#### [SET PROBLEM]
From the listing that follows, reproduce only the lines from the one holding "Emit a single-file" through the one holding "</body></html>", both included, with no pictures.
━━━━━ PROVIDED DATA ━━━━━
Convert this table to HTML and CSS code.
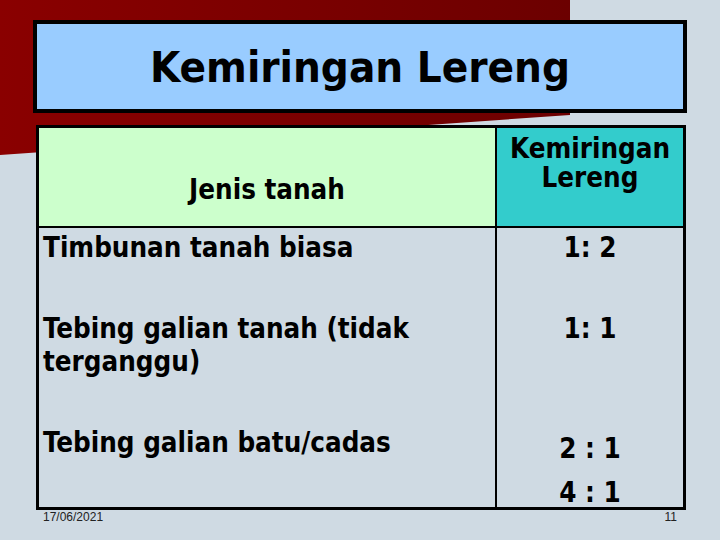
━━━━━
━━━━━ PROVIDED DATA ━━━━━
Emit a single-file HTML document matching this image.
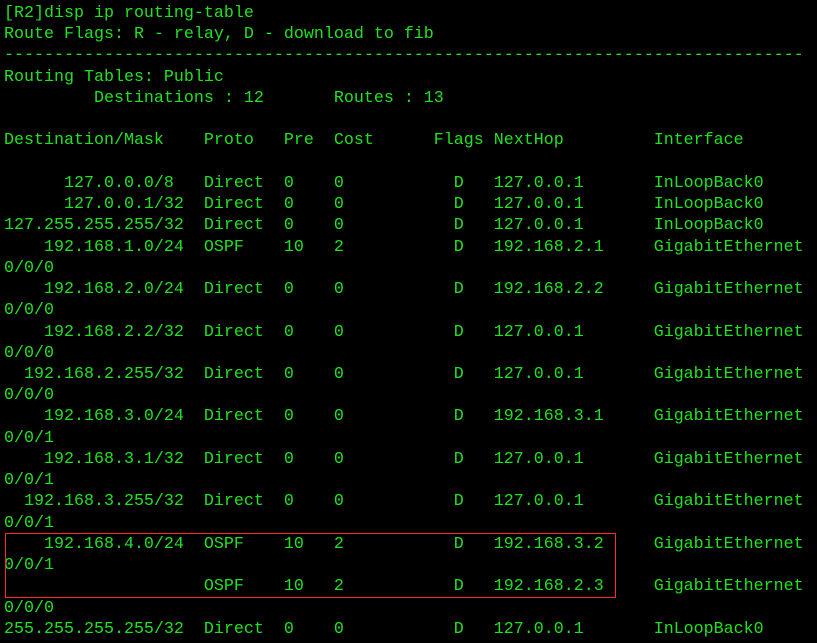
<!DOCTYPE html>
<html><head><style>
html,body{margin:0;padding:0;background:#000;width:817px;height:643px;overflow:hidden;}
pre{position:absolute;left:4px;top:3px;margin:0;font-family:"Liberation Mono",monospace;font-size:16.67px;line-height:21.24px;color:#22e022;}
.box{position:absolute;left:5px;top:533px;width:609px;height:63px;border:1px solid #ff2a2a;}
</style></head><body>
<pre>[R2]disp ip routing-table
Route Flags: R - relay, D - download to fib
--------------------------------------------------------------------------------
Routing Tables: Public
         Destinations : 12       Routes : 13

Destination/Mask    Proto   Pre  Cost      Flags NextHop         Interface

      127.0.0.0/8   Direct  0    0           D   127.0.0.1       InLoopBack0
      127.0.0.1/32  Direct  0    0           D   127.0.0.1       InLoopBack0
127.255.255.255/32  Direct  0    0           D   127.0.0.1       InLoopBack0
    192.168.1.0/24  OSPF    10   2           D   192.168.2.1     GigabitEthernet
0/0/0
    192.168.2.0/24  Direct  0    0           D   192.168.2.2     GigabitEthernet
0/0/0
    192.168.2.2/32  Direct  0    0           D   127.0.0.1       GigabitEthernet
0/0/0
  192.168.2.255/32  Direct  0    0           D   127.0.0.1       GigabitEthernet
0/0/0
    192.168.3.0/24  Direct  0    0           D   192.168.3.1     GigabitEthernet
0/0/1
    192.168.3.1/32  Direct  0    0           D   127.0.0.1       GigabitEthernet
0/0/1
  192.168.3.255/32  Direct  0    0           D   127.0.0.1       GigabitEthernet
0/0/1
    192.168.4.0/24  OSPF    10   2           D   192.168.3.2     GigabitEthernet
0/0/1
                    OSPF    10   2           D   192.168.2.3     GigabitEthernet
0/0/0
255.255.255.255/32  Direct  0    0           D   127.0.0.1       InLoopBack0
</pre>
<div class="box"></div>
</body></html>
━━━━━
#### [RESULT FOR THIS TASK]
Emit a single-file HTML document matching this image.
<!DOCTYPE html>
<html><head><style>
html,body{margin:0;padding:0;background:#000;width:817px;height:643px;overflow:hidden;}
pre{position:absolute;left:4px;top:3px;margin:0;font-family:"Liberation Mono",monospace;font-size:16.67px;line-height:21.24px;color:#22e022;}
.box{position:absolute;left:5px;top:533px;width:609px;height:63px;border:1px solid #ff2a2a;}
</style></head><body>
<pre>[R2]disp ip routing-table
Route Flags: R - relay, D - download to fib
--------------------------------------------------------------------------------
Routing Tables: Public
         Destinations : 12       Routes : 13

Destination/Mask    Proto   Pre  Cost      Flags NextHop         Interface

      127.0.0.0/8   Direct  0    0           D   127.0.0.1       InLoopBack0
      127.0.0.1/32  Direct  0    0           D   127.0.0.1       InLoopBack0
127.255.255.255/32  Direct  0    0           D   127.0.0.1       InLoopBack0
    192.168.1.0/24  OSPF    10   2           D   192.168.2.1     GigabitEthernet
0/0/0
    192.168.2.0/24  Direct  0    0           D   192.168.2.2     GigabitEthernet
0/0/0
    192.168.2.2/32  Direct  0    0           D   127.0.0.1       GigabitEthernet
0/0/0
  192.168.2.255/32  Direct  0    0           D   127.0.0.1       GigabitEthernet
0/0/0
    192.168.3.0/24  Direct  0    0           D   192.168.3.1     GigabitEthernet
0/0/1
    192.168.3.1/32  Direct  0    0           D   127.0.0.1       GigabitEthernet
0/0/1
  192.168.3.255/32  Direct  0    0           D   127.0.0.1       GigabitEthernet
0/0/1
    192.168.4.0/24  OSPF    10   2           D   192.168.3.2     GigabitEthernet
0/0/1
                    OSPF    10   2           D   192.168.2.3     GigabitEthernet
0/0/0
255.255.255.255/32  Direct  0    0           D   127.0.0.1       InLoopBack0
</pre>
<div class="box"></div>
</body></html>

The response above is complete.